Requirements.
Reproduce every line of the listing as written, apart from the pictures.

+ + +

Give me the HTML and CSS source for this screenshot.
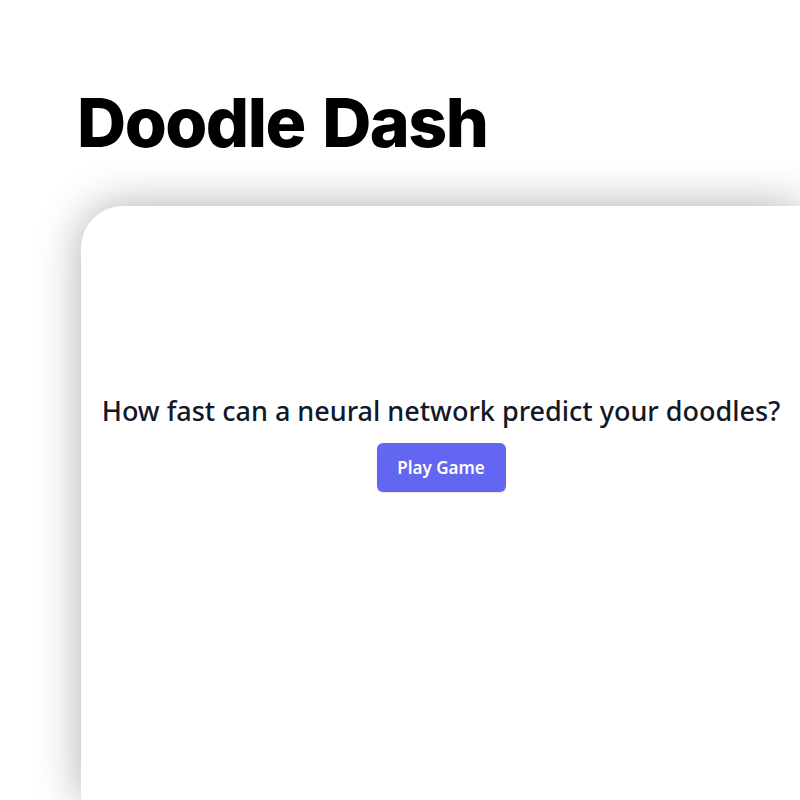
FILE: index.html
```html
<!DOCTYPE html>
<html lang="en">
<head>
    <meta charset="UTF-8">
    <meta name="viewport" content="width=device-width, initial-scale=1.0">
    <title>Doodle Dash</title>
    <link rel="stylesheet" href="styles.css">
</head>
<body>
    <h1 class="title">Doodle Dash</h1>

    <div class="card">
        <p class="question">How fast can a neural network predict your doodles?</p>
        <button class="play-btn">Play Game</button>
    </div>
</body>
</html>
```

FILE: styles.css
```css
body {
    margin: 0;
    background: #ffffff;
    overflow: hidden;
    height: 800px;
}
.title {
    margin: 0;
    padding: 84px 0 0 77px;
    font-family: Inter, "Liberation Sans", sans-serif;
    font-weight: 800;
    font-size: 68px;
    line-height: 76px;
    color: #000;
    letter-spacing: -1.5px;
    word-spacing: 4px;
}
.card {
    margin: 46px 0 0 81px;
    width: 720px;
    height: 594px;
    background: #fff;
    border-radius: 42px 0 0 0;
    box-shadow: 0 0 45px rgba(0,0,0,0.32);
    display: flex;
    flex-direction: column;
    align-items: center;
    padding-top: 186px;
    box-sizing: border-box;
}
.question {
    margin: 0 0 14px 0;
    font-family: "Noto Sans", "Open Sans", sans-serif;
    font-size: 27px;
    font-weight: 500;
    color: #111827;
}
.play-btn {
    background: #6366f1;
    color: #fff;
    border: none;
    border-radius: 6px;
    width: 129px;
    height: 49px;
    font-family: "Noto Sans", "Open Sans", sans-serif;
    font-size: 17px;
    font-weight: 600;
    cursor: pointer;
    box-shadow: 0 1px 2px rgba(0,0,0,0.1);
}
```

+ + +

Problem solution.
Give me the HTML and CSS source for this screenshot.
FILE: index.html
```html
<!DOCTYPE html>
<html lang="en">
<head>
    <meta charset="UTF-8">
    <meta name="viewport" content="width=device-width, initial-scale=1.0">
    <title>Doodle Dash</title>
    <link rel="stylesheet" href="styles.css">
</head>
<body>
    <h1 class="title">Doodle Dash</h1>

    <div class="card">
        <p class="question">How fast can a neural network predict your doodles?</p>
        <button class="play-btn">Play Game</button>
    </div>
</body>
</html>
```

FILE: styles.css
```css
body {
    margin: 0;
    background: #ffffff;
    overflow: hidden;
    height: 800px;
}
.title {
    margin: 0;
    padding: 84px 0 0 77px;
    font-family: Inter, "Liberation Sans", sans-serif;
    font-weight: 800;
    font-size: 68px;
    line-height: 76px;
    color: #000;
    letter-spacing: -1.5px;
    word-spacing: 4px;
}
.card {
    margin: 46px 0 0 81px;
    width: 720px;
    height: 594px;
    background: #fff;
    border-radius: 42px 0 0 0;
    box-shadow: 0 0 45px rgba(0,0,0,0.32);
    display: flex;
    flex-direction: column;
    align-items: center;
    padding-top: 186px;
    box-sizing: border-box;
}
.question {
    margin: 0 0 14px 0;
    font-family: "Noto Sans", "Open Sans", sans-serif;
    font-size: 27px;
    font-weight: 500;
    color: #111827;
}
.play-btn {
    background: #6366f1;
    color: #fff;
    border: none;
    border-radius: 6px;
    width: 129px;
    height: 49px;
    font-family: "Noto Sans", "Open Sans", sans-serif;
    font-size: 17px;
    font-weight: 600;
    cursor: pointer;
    box-shadow: 0 1px 2px rgba(0,0,0,0.1);
}
```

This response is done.